Print exactly the lines from the first one down to the line containing "string; due?: string;", both ends included, with no pictures and nothing else.

-- Begin --

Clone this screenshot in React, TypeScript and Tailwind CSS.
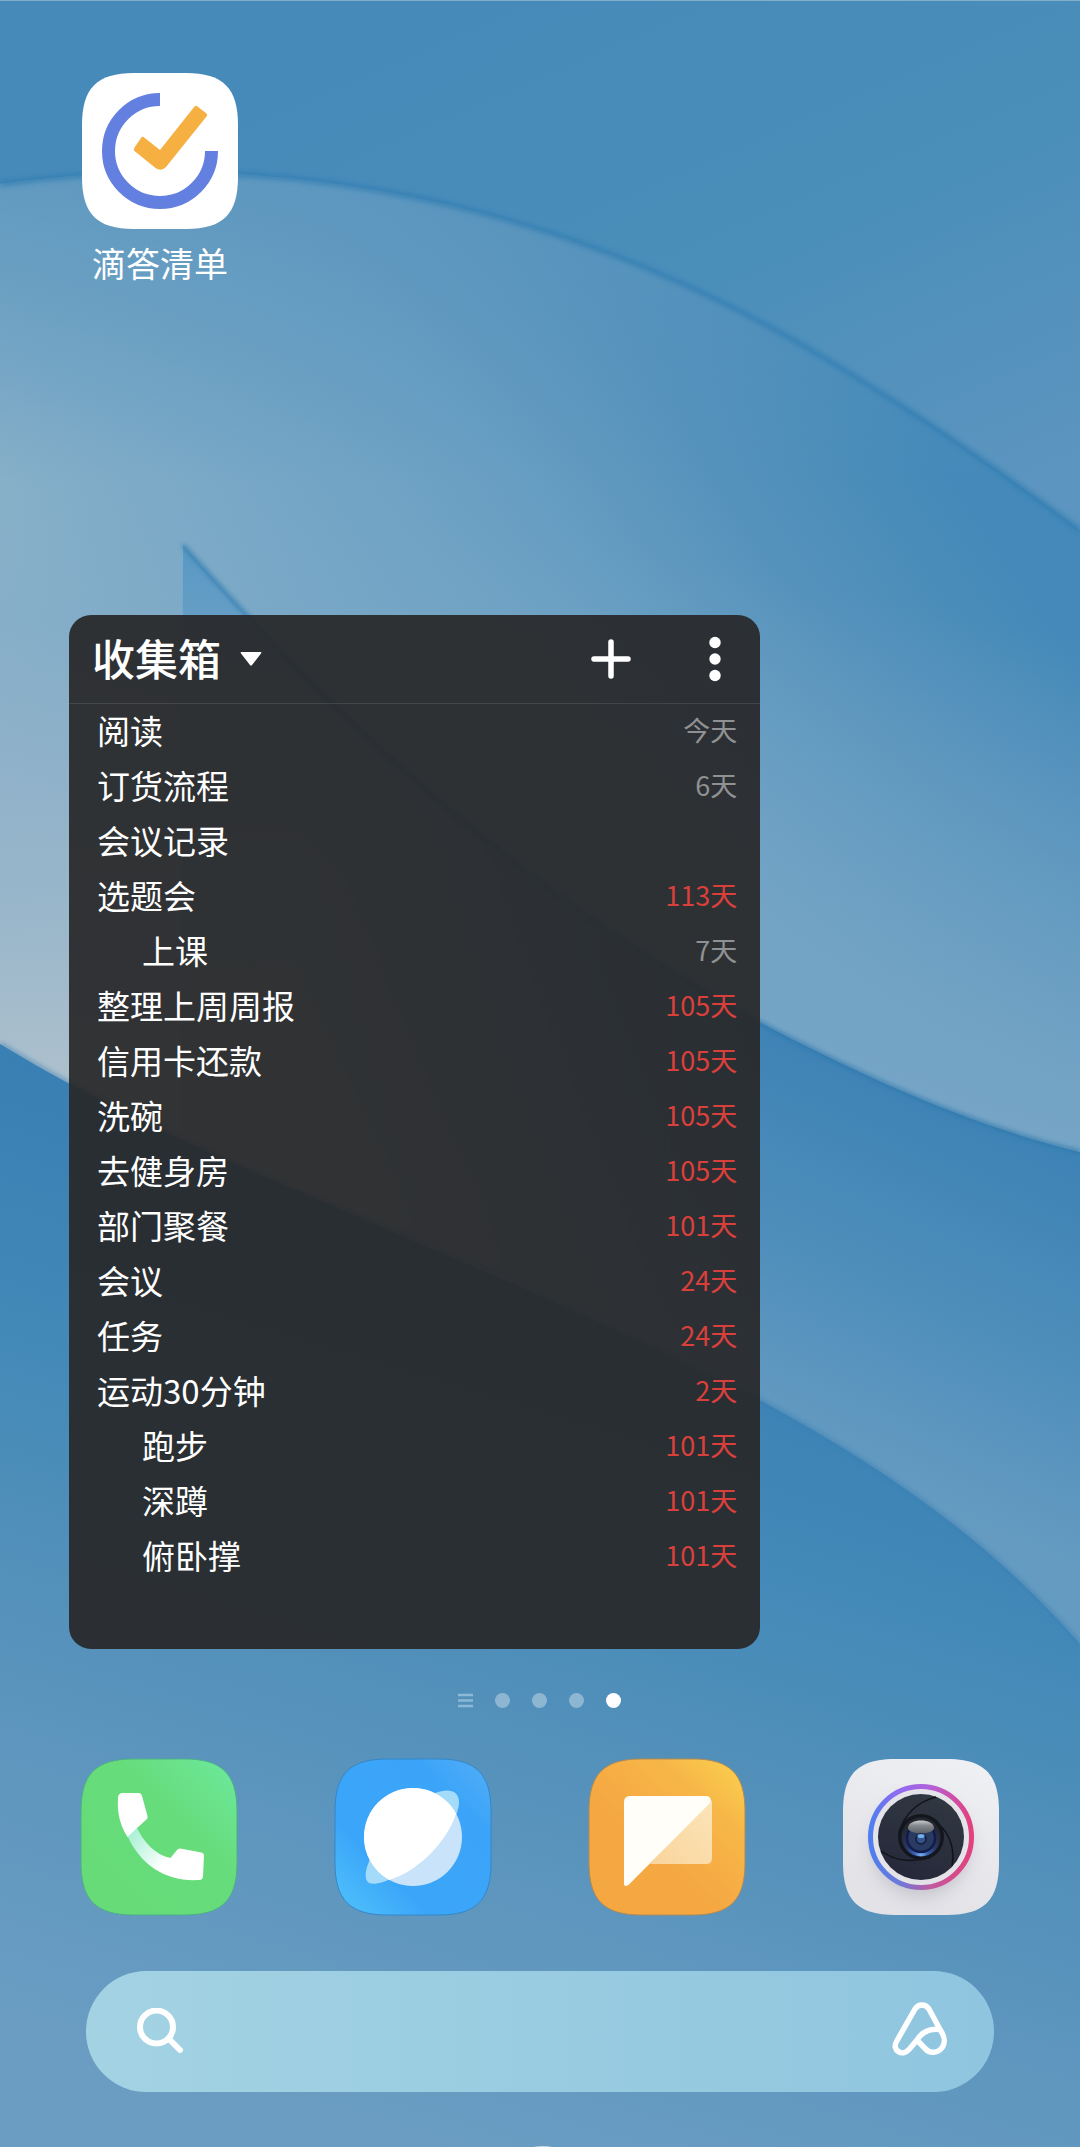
import type { ReactNode } from "react";

type Task = { title: string; due?: string; tone?: "muted" | "late"; child?: boolean };

const tasks: Task[] = [
  { title: "阅读", due: "今天", tone: "muted" },
  { title: "订货流程", due: "6天", tone: "muted" },
  { title: "会议记录" },
  { title: "选题会", due: "113天", tone: "late" },
  { title: "上课", due: "7天", tone: "muted", child: true },
  { title: "整理上周周报", due: "105天", tone: "late" },
  { title: "信用卡还款", due: "105天", tone: "late" },
  { title: "洗碗", due: "105天", tone: "late" },
  { title: "去健身房", due: "105天", tone: "late" },
  { title: "部门聚餐", due: "101天", tone: "late" },
  { title: "会议", due: "24天", tone: "late" },
  { title: "任务", due: "24天", tone: "late" },
  { title: "运动30分钟", due: "2天", tone: "late" },
  { title: "跑步", due: "101天", tone: "late", child: true },
  { title: "深蹲", due: "101天", tone: "late", child: true },
  { title: "俯卧撑", due: "101天", tone: "late", child: true },
];

const tile =
  "M0 52C0 15 15 0 52 0H104C141 0 156 15 156 52V104C156 141 141 156 104 156H52C15 156 0 141 0 104Z";

function Wallpaper() {
  const ridge = "M0 184C260 148 560 190 861 380C940 428 1010 478 1080 530";
  const horn = "M183 545C330 710 500 880 759 1022C870 1080 970 1125 1080 1152";
  const dune = "M0 1044C150 1135 300 1190 413 1241C530 1290 650 1345 758 1399C880 1465 990 1540 1080 1644";
  return (
    <svg
      className="absolute inset-0 -z-10 h-full w-full"
      viewBox="0 0 1080 2147"
      preserveAspectRatio="none"
      aria-hidden="true"
    >
      <defs>
        <linearGradient id="sky" gradientUnits="userSpaceOnUse" x1="500" y1="0" x2="760" y2="600">
          <stop offset="0" stopColor="#468ab9" />
          <stop offset="0.5" stopColor="#4a8eba" />
          <stop offset="1" stopColor="#5c95bf" />
        </linearGradient>
        <linearGradient id="band" gradientUnits="userSpaceOnUse" x1="60" y1="880" x2="860" y2="340">
          <stop offset="0" stopColor="#9ab8cb" />
          <stop offset="0.3" stopColor="#7dabc7" />
          <stop offset="0.6" stopColor="#6a9fc3" />
          <stop offset="0.8" stopColor="#5592bb" />
          <stop offset="1" stopColor="#4489b9" />
        </linearGradient>
        <linearGradient id="bandTop" gradientUnits="userSpaceOnUse" x1="0" y1="170" x2="0" y2="480">
          <stop offset="0" stopColor="#5a95be" stopOpacity="0.8" />
          <stop offset="1" stopColor="#5a95be" stopOpacity="0" />
        </linearGradient>
        <linearGradient id="bandLow" gradientUnits="userSpaceOnUse" x1="900" y1="600" x2="800" y2="1100">
          <stop offset="0" stopColor="#76a5c6" stopOpacity="0" />
          <stop offset="1" stopColor="#76a5c6" />
        </linearGradient>
        <linearGradient id="hornFill" gradientUnits="userSpaceOnUse" x1="180" y1="545" x2="180" y2="1200">
          <stop offset="0" stopColor="#5998c4" />
          <stop offset="0.5" stopColor="#8eb2c9" />
          <stop offset="1" stopColor="#a6b8c5" />
        </linearGradient>
        <linearGradient id="shade" gradientUnits="userSpaceOnUse" x1="1000" y1="1130" x2="850" y2="1470">
          <stop offset="0" stopColor="#3e83b5" />
          <stop offset="0.5" stopColor="#4e8ebb" />
          <stop offset="1" stopColor="#659bc1" />
        </linearGradient>
        <linearGradient id="fade" gradientUnits="userSpaceOnUse" x1="300" y1="0" x2="759" y2="0">
          <stop offset="0" stopColor="#fff" stopOpacity="0" />
          <stop offset="1" stopColor="#fff" />
        </linearGradient>
        <mask id="fadeMask" maskUnits="userSpaceOnUse" x="0" y="0" width="1080" height="2147">
          <rect width="1080" height="2147" fill="url(#fade)" />
        </mask>
        <linearGradient id="floor" gradientUnits="userSpaceOnUse" x1="680" y1="1290" x2="420" y2="2147">
          <stop offset="0" stopColor="#3a80b3" />
          <stop offset="0.25" stopColor="#4289b8" />
          <stop offset="0.5" stopColor="#5290ba" />
          <stop offset="0.75" stopColor="#6097bf" />
          <stop offset="1" stopColor="#6b9dc2" />
        </linearGradient>
        <linearGradient id="pale" gradientUnits="userSpaceOnUse" x1="0" y1="620" x2="0" y2="1080">
          <stop offset="0" stopColor="#adc0cd" stopOpacity="0" />
          <stop offset="1" stopColor="#adc0cd" />
        </linearGradient>
        <filter id="soft" x="-5%" y="-5%" width="110%" height="110%">
          <feGaussianBlur stdDeviation="2" />
        </filter>
      </defs>
      <rect width="1080" height="2147" fill="url(#sky)" />
      <path d={ridge + "V1500H0Z"} fill="url(#band)" />
      <path d={ridge + "V1500H0Z"} fill="url(#bandTop)" />
      <path d={ridge + "V1500H0Z"} fill="url(#bandLow)" />
      <path d={ridge} fill="none" stroke="#2e7ab0" strokeOpacity="0.6" strokeWidth="6" filter="url(#soft)" />
      <rect y="620" width="182" height="520" fill="url(#pale)" />
      <path d={horn + "V1700H180Z"} fill="url(#hornFill)" />
      <path d={horn + "V1700H180Z"} fill="url(#shade)" mask="url(#fadeMask)" />
      <path d={horn} fill="none" stroke="#2a75ab" strokeOpacity="0.7" strokeWidth="4" filter="url(#soft)" />
      <path d={dune + "V2147H0Z"} fill="url(#floor)" />
      <path d={dune} fill="none" stroke="#3a80b3" strokeOpacity="0.5" strokeWidth="5" filter="url(#soft)" />
      <rect width="1080" height="1" fill="#82aecb" />
      <ellipse cx="543" cy="2149" rx="13" ry="3" fill="#c4d9e7" />
    </svg>
  );
}

function AppTile({ label, children }: { label: string; children: ReactNode }) {
  return (
    <button type="button" aria-label={label} className="size-[156px] shrink-0">
      <svg viewBox="0 0 156 156" className="block size-full overflow-visible" aria-hidden="true">
        {children}
      </svg>
    </button>
  );
}

function TickIcon() {
  return (
    <>
      <path d={tile} fill="#fff" />
      <path d="M78 26.500A51.500 51.500 0 1 0 129.500 78" fill="none" stroke="#637fe0" strokeWidth="13" />
      <path
        d="M61.500 64L78 77L112.500 33.500Q114 32 115.500 33.500L124.500 40.500Q126 42 124.500 43.500L84 94Q79 99 73.500 95L52.500 78Q51 76.500 52.500 74.500L59 65Q60 63 61.500 64Z"
        fill="#f5b041"
      />
    </>
  );
}

function PhoneIcon() {
  return (
    <>
      <defs>
        <linearGradient id="green" x1="0.25" y1="0.8" x2="0.95" y2="0.1">
          <stop offset="0" stopColor="#66db78" />
          <stop offset="0.55" stopColor="#67dc7b" />
          <stop offset="1" stopColor="#6ce797" />
        </linearGradient>
        <linearGradient id="handle" gradientUnits="userSpaceOnUse" x1="48" y1="74" x2="88" y2="108">
          <stop offset="0" stopColor="#a5f0d2" />
          <stop offset="0.9" stopColor="#fff" />
        </linearGradient>
      </defs>
      <path d={tile} fill="url(#green)" stroke="#4dae8a" strokeWidth="1" />
      <path
        d="M46.500 77L55.500 68C63 84 75 96 89.500 99L96 91Q97 89.500 99 89.500L120.500 93.500Q123 94 123 96.500L122 117Q122 121 118 121C86 123 60 107 46.500 77Z"
        fill="url(#handle)"
      />
      <path
        d="M37 39Q37 34 42 34H57Q60.500 34 61 37L66.500 57Q67 59 65.500 60.500L56 69L46.500 78C39 66 36 54 37 39Z"
        fill="#fff"
      />
    </>
  );
}

function BrowserIcon() {
  return (
    <>
      <defs>
        <linearGradient id="blue" x1="0" y1="1" x2="1" y2="0">
          <stop offset="0" stopColor="#51c4fb" />
          <stop offset="0.3" stopColor="#3ba6f9" />
          <stop offset="0.75" stopColor="#3ba4f8" />
          <stop offset="1" stopColor="#53aef7" />
        </linearGradient>
        <clipPath id="globe">
          <circle cx="78" cy="78" r="49" />
        </clipPath>
      </defs>
      <path d={tile} fill="url(#blue)" stroke="#3586c8" strokeWidth="1" />
      <path
        d="M100 34C113 29 124 31 124 43C124 58 109 80 88 98C66 117 43 128 34 124C28 120 31 108 36 98Z"
        fill="#a3dbf9"
      />
      <circle cx="78" cy="78" r="49" fill="#c9e4fa" />
      <path
        d="M121 55C112 82 84 112 54 121C40 126 20 120 18 90V20H118Z"
        fill="#fff"
        clipPath="url(#globe)"
      />
    </>
  );
}

function MessageIcon() {
  return (
    <>
      <defs>
        <linearGradient id="amber" x1="0.45" y1="0.65" x2="1" y2="0.05">
          <stop offset="0" stopColor="#f5a742" />
          <stop offset="0.6" stopColor="#f7b748" />
          <stop offset="1" stopColor="#fbd04d" />
        </linearGradient>
        <linearGradient id="flap" x1="0" y1="1" x2="1" y2="0">
          <stop offset="0" stopColor="#fad49b" />
          <stop offset="1" stopColor="#fbe5b9" />
        </linearGradient>
      </defs>
      <path d={tile} fill="url(#amber)" stroke="#b08a55" strokeWidth="1" />
      <path d="M61 105L120 40Q123 41 123 44V99Q123 105 117 105Z" fill="url(#flap)" />
      <path d="M35 43Q35 37 41 37H117Q121 37 122 41L121 44L40 125.500Q37.500 128 35 126Z" fill="#fffef8" />
    </>
  );
}

function CameraIcon() {
  return (
    <>
      <defs>
        <linearGradient id="shell" x1="1" y1="0" x2="0.6" y2="1">
          <stop offset="0" stopColor="#f0f1f5" />
          <stop offset="1" stopColor="#e2e2e7" />
        </linearGradient>
        <linearGradient id="ringTop" x1="0" y1="0.6" x2="1" y2="0.6">
          <stop offset="0" stopColor="#4f7ef0" />
          <stop offset="0.25" stopColor="#8c6cf2" />
          <stop offset="0.6" stopColor="#b45fd8" />
          <stop offset="1" stopColor="#e3407d" />
        </linearGradient>
        <linearGradient id="ringBottom" x1="0" y1="0" x2="1" y2="0">
          <stop offset="0" stopColor="#4f7ef0" />
          <stop offset="0.3" stopColor="#6f78d8" />
          <stop offset="0.6" stopColor="#c25aa0" />
          <stop offset="1" stopColor="#e3407d" />
        </linearGradient>
        <linearGradient id="body" x1="0.7" y1="0" x2="0.3" y2="1">
          <stop offset="0" stopColor="#303841" />
          <stop offset="1" stopColor="#26283a" />
        </linearGradient>
        <linearGradient id="shine" x1="0" y1="0" x2="0" y2="1">
          <stop offset="0" stopColor="#c9cbce" />
          <stop offset="0.4" stopColor="#85898e" />
          <stop offset="1" stopColor="#5b6068" />
        </linearGradient>
        <radialGradient id="lens" cx="0.5" cy="0.95" r="0.8">
          <stop offset="0" stopColor="#7cb4f4" />
          <stop offset="0.2" stopColor="#3a62b8" />
          <stop offset="0.5" stopColor="#29365e" />
          <stop offset="1" stopColor="#23272f" />
        </radialGradient>
        <filter id="drop" x="-30%" y="-30%" width="160%" height="170%">
          <feGaussianBlur stdDeviation="8" />
        </filter>
      </defs>
      <path d={tile} fill="url(#shell)" />
      <circle cx="78" cy="88" r="50" fill="#a9a9b2" opacity="0.5" filter="url(#drop)" />
      <circle cx="78" cy="78" r="50" fill="#e3e3e8" />
      <path d="M27.500 78A50.500 50.500 0 0 1 128.500 78" fill="none" stroke="url(#ringTop)" strokeWidth="5" />
      <path d="M27.500 78A50.500 50.500 0 0 0 128.500 78" fill="none" stroke="url(#ringBottom)" strokeWidth="5" />
      <circle cx="78" cy="78" r="43" fill="url(#body)" />
      <g fill="none" stroke="#101218" strokeWidth="1.500">
        <path d="M56 74C61 56 74 43 93 38" />
        <path d="M94 64C107 74 112 90 109 107" />
        <path d="M38 92C52 102 70 104 88 98" />
      </g>
      <circle cx="78" cy="78" r="23" fill="#14161d" />
      <circle cx="78" cy="78" r="19.500" fill="url(#lens)" />
      <circle cx="78" cy="79" r="14" fill="#2a3b63" stroke="#111c4c" strokeWidth="2.500" />
      <path d="M65 69C65 59 91 59 91 69C91 76 65 76 65 69Z" fill="url(#shine)" />
      <circle cx="78" cy="80" r="5" fill="#31548f" stroke="#141d33" strokeWidth="1.500" />
      <ellipse cx="78" cy="77" rx="3.500" ry="2" fill="#6fb0ea" />
    </>
  );
}

export default function App() {
  return (
    <main
      className="relative isolate flex min-h-screen flex-col overflow-hidden pt-[73px] pb-[55px] text-white"
      style={{ fontFamily: '"Noto Sans CJK SC", sans-serif' }}
    >
      <Wallpaper />

      <div className="ml-[82px] flex w-[156px] flex-col items-center">
        <AppTile label="滴答清单">
          <TickIcon />
        </AppTile>
        <span className="mt-[10px] text-[34px] leading-[48px] whitespace-nowrap">滴答清单</span>
      </div>

      <section className="mt-[328px] ml-[69px] w-[64%] rounded-[22px] bg-[#282829]/93 pb-[65px]">
        <header className="flex h-[89px] items-center border-b border-white/10 pr-[25px] pl-[23px]">
          <label className="relative flex items-center">
            <select
              aria-label="清单"
              className="w-[172px] appearance-none bg-transparent pb-1 text-[43px] leading-[56px] font-medium text-white"
            >
              <option>收集箱</option>
            </select>
            <svg viewBox="0 0 22 14" className="pointer-events-none absolute right-0.5 h-[14px] w-[22px]" aria-hidden="true">
              <path d="M1.500 0H20.500Q22 0 21 1.500L12 13Q11 14.500 10 13L1 1.500Q0 0 1.500 0Z" fill="#fff" />
            </svg>
          </label>
          <button type="button" aria-label="添加任务" className="ml-auto">
            <svg viewBox="0 0 40 40" className="block size-10" aria-hidden="true">
              <path d="M20 3V37M3 20H37" stroke="#fff" strokeWidth="5.500" strokeLinecap="round" />
            </svg>
          </button>
          <button type="button" aria-label="更多" className="ml-16">
            <svg viewBox="0 0 40 46" className="block h-[46px] w-10" aria-hidden="true">
              <circle cx="20" cy="6.500" r="5.700" fill="#fff" />
              <circle cx="20" cy="23" r="5.700" fill="#fff" />
              <circle cx="20" cy="39.500" r="5.700" fill="#fff" />
            </svg>
          </button>
        </header>
        <ul className="pr-[23px] pl-7">
          {tasks.map((task) => (
            <li
              key={task.title}
              className={
                task.child
                  ? "flex h-[55px] items-center justify-between pb-[3px] pl-[45px]"
                  : "flex h-[55px] items-center justify-between pb-[3px]"
              }
            >
              <span className="text-[33px] leading-[48px]">{task.title}</span>
              {task.due && (
                <span
                  className={
                    task.tone === "late"
                      ? "text-[27px] leading-10 text-[#d9403b]"
                      : "text-[27px] leading-10 text-[#8f9193]"
                  }
                >
                  {task.due}
                </span>
              )}
            </li>
          ))}
        </ul>
      </section>

      <nav aria-label="页面" className="mt-[44px] flex items-center justify-center gap-[22px] pr-[2px]">
        <svg viewBox="0 0 15 15" className="size-[15px]" aria-hidden="true">
          <path d="M0 2H15M0 7.500H15M0 13H15" stroke="#8db9d6" strokeWidth="2.600" />
        </svg>
        <button type="button" aria-label="第1页" className="size-[15px] rounded-full bg-white/35" />
        <button type="button" aria-label="第2页" className="size-[15px] rounded-full bg-white/35" />
        <button type="button" aria-label="第3页" className="size-[15px] rounded-full bg-white/35" />
        <button type="button" aria-label="第4页" aria-current="page" className="size-[15px] rounded-full bg-white" />
      </nav>

      <div className="mt-[51px] flex justify-between px-[81px]">
        <AppTile label="电话">
          <PhoneIcon />
        </AppTile>
        <AppTile label="浏览器">
          <BrowserIcon />
        </AppTile>
        <AppTile label="短信">
          <MessageIcon />
        </AppTile>
        <AppTile label="相机">
          <CameraIcon />
        </AppTile>
      </div>

      <form
        role="search"
        className="mx-[86px] mt-14 flex h-[121px] items-center rounded-full bg-linear-to-r from-[#a3d3e3] to-[#8fc5df] pr-[45px] pl-[50px]"
      >
        <label htmlFor="query" className="shrink-0">
          <svg viewBox="0 0 48 48" className="block size-12" aria-label="搜索">
            <circle cx="20.500" cy="19" r="16.500" fill="none" stroke="#fff" strokeWidth="6" />
            <path d="M33 31L44 42" stroke="#fff" strokeWidth="6" strokeLinecap="round" />
          </svg>
        </label>
        <input
          id="query"
          type="search"
          className="h-full min-w-0 flex-1 appearance-none bg-transparent px-4 text-[33px] outline-none"
        />
        <button type="button" aria-label="语音助手" className="shrink-0">
          <svg viewBox="0 3 60 60" className="block size-[60px]" aria-hidden="true">
            <path
              d="M28 41C33 33 40 29 51 30.500L40 10C36.500 4.500 29.500 4.500 26 10L7.500 42.500C2.500 51.500 13.500 58 20 50.500L28 41L36 49.500C41 55 49 54.500 53.500 48C57 42 55.500 37 51 30.500"
              fill="none"
              stroke="#fff"
              strokeWidth="5.500"
              strokeLinejoin="round"
              strokeLinecap="round"
            />
          </svg>
        </button>
      </form>
    </main>
  );
}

-- End --

> **Answer**
Clone this screenshot in React, TypeScript and Tailwind CSS.
import type { ReactNode } from "react";

type Task = { title: string; due?: string; tone?: "muted" | "late"; child?: boolean };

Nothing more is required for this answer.